* start Data shown *

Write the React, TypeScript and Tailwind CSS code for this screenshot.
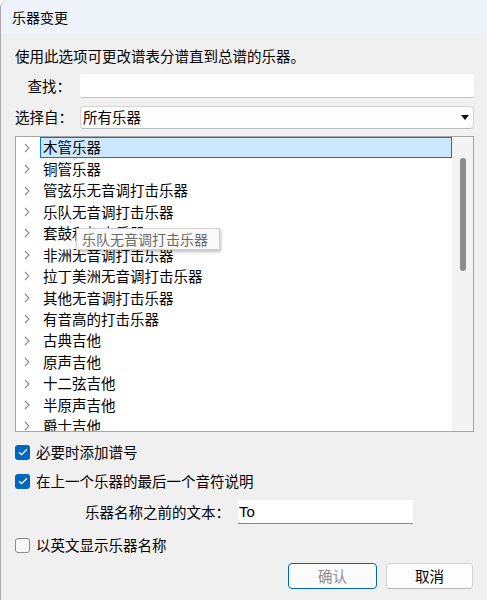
import React from 'react';

const FONT = { fontFamily: '"Noto Sans CJK SC", "Microsoft YaHei", sans-serif' };

const ITEMS = [
  '木管乐器',
  '铜管乐器',
  '管弦乐无音调打击乐器',
  '乐队无音调打击乐器',
  '套鼓和打击乐器',
  '非洲无音调打击乐器',
  '拉丁美洲无音调打击乐器',
  '其他无音调打击乐器',
  '有音高的打击乐器',
  '古典吉他',
  '原声吉他',
  '十二弦吉他',
  '半原声吉他',
  '爵士吉他',
];

function Chevron() {
  return (
    <svg width="6" height="10" viewBox="0 0 6 10" className="shrink-0">
      <path d="M1 1l4 4-4 4" fill="none" stroke="#8a8a8a" strokeWidth="1.1" />
    </svg>
  );
}

function Check({ checked }: { checked: boolean }) {
  if (!checked) {
    return <div className="w-[15px] h-[15px] rounded-[3px] border border-[#8a8a8a] bg-[#f7f7f7] shrink-0" />;
  }
  return (
    <div className="w-[15px] h-[15px] rounded-[3px] bg-[#0067c0] flex items-center justify-center shrink-0">
      <svg width="10" height="8" viewBox="0 0 10 8">
        <path d="M1 4.2l2.6 2.4L9 1.2" fill="none" stroke="#ffffff" strokeWidth="1.3" />
      </svg>
    </div>
  );
}

export default function App() {
  return (
    <div
      className="w-[487px] h-[600px] bg-[#f0f0f0] text-black text-[14.5px] flex flex-col overflow-hidden rounded-tl-[8px] border-l border-[#a8a8a8]"
      style={FONT}
    >
      {/* title bar */}
      <div className="h-[33px] shrink-0 bg-[#eef3f9] flex items-center pl-[11px] leading-none text-[14px]">乐器变更</div>

      <div className="flex flex-col pl-[13px] pr-[13px]">
        <div className="mt-[14px] h-[18px] leading-[18px] pl-[1px]">使用此选项可更改谱表分谱直到总谱的乐器。</div>

        {/* search */}
        <div className="mt-[9px] flex items-center h-[24px]">
          <div className="w-[57px] text-right leading-none">查找：</div>
          <div className="ml-[9px] flex-1 h-[24px] bg-white rounded-[3px] border-b border-[#c4c4c4]" />
        </div>

        {/* select */}
        <div className="mt-[8px] flex items-center h-[23px]">
          <div className="w-[57px] pl-[1px] leading-none whitespace-nowrap">选择自：</div>
          <div className="ml-[9px] flex-1 h-[23px] bg-[#fdfdfd] rounded-[4px] border border-[#d6d6d6] border-b-[#bcbcbc] flex items-center pl-[2px] pr-[4px]">
            <span className="flex-1 leading-none">所有乐器</span>
            <svg width="8" height="5" viewBox="0 0 8 5">
              <path d="M0 0h8L4 5z" fill="#111" />
            </svg>
          </div>
        </div>

        {/* list */}
        <div className="mt-[7px] ml-[1px] h-[296px] border border-[#a6a6a6] bg-white relative flex">
          <div className="flex-1 flex flex-col overflow-hidden">
            {ITEMS.map((name, i) => (
              <div key={name} className="h-[21.45px] shrink-0 flex items-center">
                <div className="w-[24px] h-full flex items-center justify-end pr-[10px]">
                  <Chevron />
                </div>
                <div
                  className={
                    i === 0
                      ? 'flex-1 h-full flex items-center pl-[2px] bg-[#cce8ff] border border-[#0078d7]'
                      : 'flex-1 h-full flex items-center pl-[3px]'
                  }
                >
                  <span className="leading-none">{name}</span>
                </div>
              </div>
            ))}
          </div>
          <div className="w-[21px] bg-[#f3f3f3] flex justify-center">
            <div className="mt-[21px] ml-[1px] w-[6px] h-[113px] rounded-full bg-[#8c8c8c]" />
          </div>

          {/* tooltip */}
          <div className="absolute left-[60px] top-[91px] w-[144px] h-[22px] bg-[#f9f9f9] border border-[#d0d0d0] shadow-[1px_2px_3px_rgba(0,0,0,0.25)] flex items-center pl-[5px] text-[#6a6a6a] text-[14px]">
            <span className="leading-none">乐队无音调打击乐器</span>
          </div>
        </div>

        {/* options */}
        <div className="mt-[9px] h-[22px] flex items-center gap-[6px] pl-[1px]">
          <Check checked />
          <span className="leading-none">必要时添加谱号</span>
        </div>
        <div className="mt-[7px] h-[22px] flex items-center gap-[6px] pl-[1px]">
          <Check checked />
          <span className="leading-none">在上一个乐器的最后一个音符说明</span>
        </div>
        <div className="mt-[8px] h-[24px] flex items-center">
          <span className="ml-[71px] leading-none whitespace-nowrap">乐器名称之前的文本：</span>
          <div className="ml-[8px] w-[175px] h-[24px] bg-white border-b border-[#8a8a8a] flex items-center pl-[1px]">
            <span className="leading-none" style={{ fontFamily: '"Liberation Sans", Arial, sans-serif', fontSize: '15px' }}>
              To
            </span>
          </div>
        </div>
        <div className="mt-[10px] h-[22px] flex items-center gap-[6px] pl-[1px]">
          <Check checked={false} />
          <span className="leading-none">以英文显示乐器名称</span>
        </div>

        {/* buttons */}
        <div className="mt-[7px] flex justify-end gap-[9px] pr-[1px]">
          <div className="w-[89px] h-[26px] rounded-[4px] border border-[#0067c0] bg-[#fbfbfb] flex items-center justify-center text-[#8d8d8d]">
            <span className="leading-none">确认</span>
          </div>
          <div className="w-[87px] h-[26px] rounded-[4px] border border-[#d2d2d2] border-b-[#bababa] bg-[#fdfdfd] flex items-center justify-center">
            <span className="leading-none">取消</span>
          </div>
        </div>
      </div>
    </div>
  );
}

* end Data shown *

Return the listing above word for word, with the pictures removed.

Write the React, TypeScript and Tailwind CSS code for this screenshot.
import React from 'react';

const FONT = { fontFamily: '"Noto Sans CJK SC", "Microsoft YaHei", sans-serif' };

const ITEMS = [
  '木管乐器',
  '铜管乐器',
  '管弦乐无音调打击乐器',
  '乐队无音调打击乐器',
  '套鼓和打击乐器',
  '非洲无音调打击乐器',
  '拉丁美洲无音调打击乐器',
  '其他无音调打击乐器',
  '有音高的打击乐器',
  '古典吉他',
  '原声吉他',
  '十二弦吉他',
  '半原声吉他',
  '爵士吉他',
];

function Chevron() {
  return (
    <svg width="6" height="10" viewBox="0 0 6 10" className="shrink-0">
      <path d="M1 1l4 4-4 4" fill="none" stroke="#8a8a8a" strokeWidth="1.1" />
    </svg>
  );
}

function Check({ checked }: { checked: boolean }) {
  if (!checked) {
    return <div className="w-[15px] h-[15px] rounded-[3px] border border-[#8a8a8a] bg-[#f7f7f7] shrink-0" />;
  }
  return (
    <div className="w-[15px] h-[15px] rounded-[3px] bg-[#0067c0] flex items-center justify-center shrink-0">
      <svg width="10" height="8" viewBox="0 0 10 8">
        <path d="M1 4.2l2.6 2.4L9 1.2" fill="none" stroke="#ffffff" strokeWidth="1.3" />
      </svg>
    </div>
  );
}

export default function App() {
  return (
    <div
      className="w-[487px] h-[600px] bg-[#f0f0f0] text-black text-[14.5px] flex flex-col overflow-hidden rounded-tl-[8px] border-l border-[#a8a8a8]"
      style={FONT}
    >
      {/* title bar */}
      <div className="h-[33px] shrink-0 bg-[#eef3f9] flex items-center pl-[11px] leading-none text-[14px]">乐器变更</div>

      <div className="flex flex-col pl-[13px] pr-[13px]">
        <div className="mt-[14px] h-[18px] leading-[18px] pl-[1px]">使用此选项可更改谱表分谱直到总谱的乐器。</div>

        {/* search */}
        <div className="mt-[9px] flex items-center h-[24px]">
          <div className="w-[57px] text-right leading-none">查找：</div>
          <div className="ml-[9px] flex-1 h-[24px] bg-white rounded-[3px] border-b border-[#c4c4c4]" />
        </div>

        {/* select */}
        <div className="mt-[8px] flex items-center h-[23px]">
          <div className="w-[57px] pl-[1px] leading-none whitespace-nowrap">选择自：</div>
          <div className="ml-[9px] flex-1 h-[23px] bg-[#fdfdfd] rounded-[4px] border border-[#d6d6d6] border-b-[#bcbcbc] flex items-center pl-[2px] pr-[4px]">
            <span className="flex-1 leading-none">所有乐器</span>
            <svg width="8" height="5" viewBox="0 0 8 5">
              <path d="M0 0h8L4 5z" fill="#111" />
            </svg>
          </div>
        </div>

        {/* list */}
        <div className="mt-[7px] ml-[1px] h-[296px] border border-[#a6a6a6] bg-white relative flex">
          <div className="flex-1 flex flex-col overflow-hidden">
            {ITEMS.map((name, i) => (
              <div key={name} className="h-[21.45px] shrink-0 flex items-center">
                <div className="w-[24px] h-full flex items-center justify-end pr-[10px]">
                  <Chevron />
                </div>
                <div
                  className={
                    i === 0
                      ? 'flex-1 h-full flex items-center pl-[2px] bg-[#cce8ff] border border-[#0078d7]'
                      : 'flex-1 h-full flex items-center pl-[3px]'
                  }
                >
                  <span className="leading-none">{name}</span>
                </div>
              </div>
            ))}
          </div>
          <div className="w-[21px] bg-[#f3f3f3] flex justify-center">
            <div className="mt-[21px] ml-[1px] w-[6px] h-[113px] rounded-full bg-[#8c8c8c]" />
          </div>

          {/* tooltip */}
          <div className="absolute left-[60px] top-[91px] w-[144px] h-[22px] bg-[#f9f9f9] border border-[#d0d0d0] shadow-[1px_2px_3px_rgba(0,0,0,0.25)] flex items-center pl-[5px] text-[#6a6a6a] text-[14px]">
            <span className="leading-none">乐队无音调打击乐器</span>
          </div>
        </div>

        {/* options */}
        <div className="mt-[9px] h-[22px] flex items-center gap-[6px] pl-[1px]">
          <Check checked />
          <span className="leading-none">必要时添加谱号</span>
        </div>
        <div className="mt-[7px] h-[22px] flex items-center gap-[6px] pl-[1px]">
          <Check checked />
          <span className="leading-none">在上一个乐器的最后一个音符说明</span>
        </div>
        <div className="mt-[8px] h-[24px] flex items-center">
          <span className="ml-[71px] leading-none whitespace-nowrap">乐器名称之前的文本：</span>
          <div className="ml-[8px] w-[175px] h-[24px] bg-white border-b border-[#8a8a8a] flex items-center pl-[1px]">
            <span className="leading-none" style={{ fontFamily: '"Liberation Sans", Arial, sans-serif', fontSize: '15px' }}>
              To
            </span>
          </div>
        </div>
        <div className="mt-[10px] h-[22px] flex items-center gap-[6px] pl-[1px]">
          <Check checked={false} />
          <span className="leading-none">以英文显示乐器名称</span>
        </div>

        {/* buttons */}
        <div className="mt-[7px] flex justify-end gap-[9px] pr-[1px]">
          <div className="w-[89px] h-[26px] rounded-[4px] border border-[#0067c0] bg-[#fbfbfb] flex items-center justify-center text-[#8d8d8d]">
            <span className="leading-none">确认</span>
          </div>
          <div className="w-[87px] h-[26px] rounded-[4px] border border-[#d2d2d2] border-b-[#bababa] bg-[#fdfdfd] flex items-center justify-center">
            <span className="leading-none">取消</span>
          </div>
        </div>
      </div>
    </div>
  );
}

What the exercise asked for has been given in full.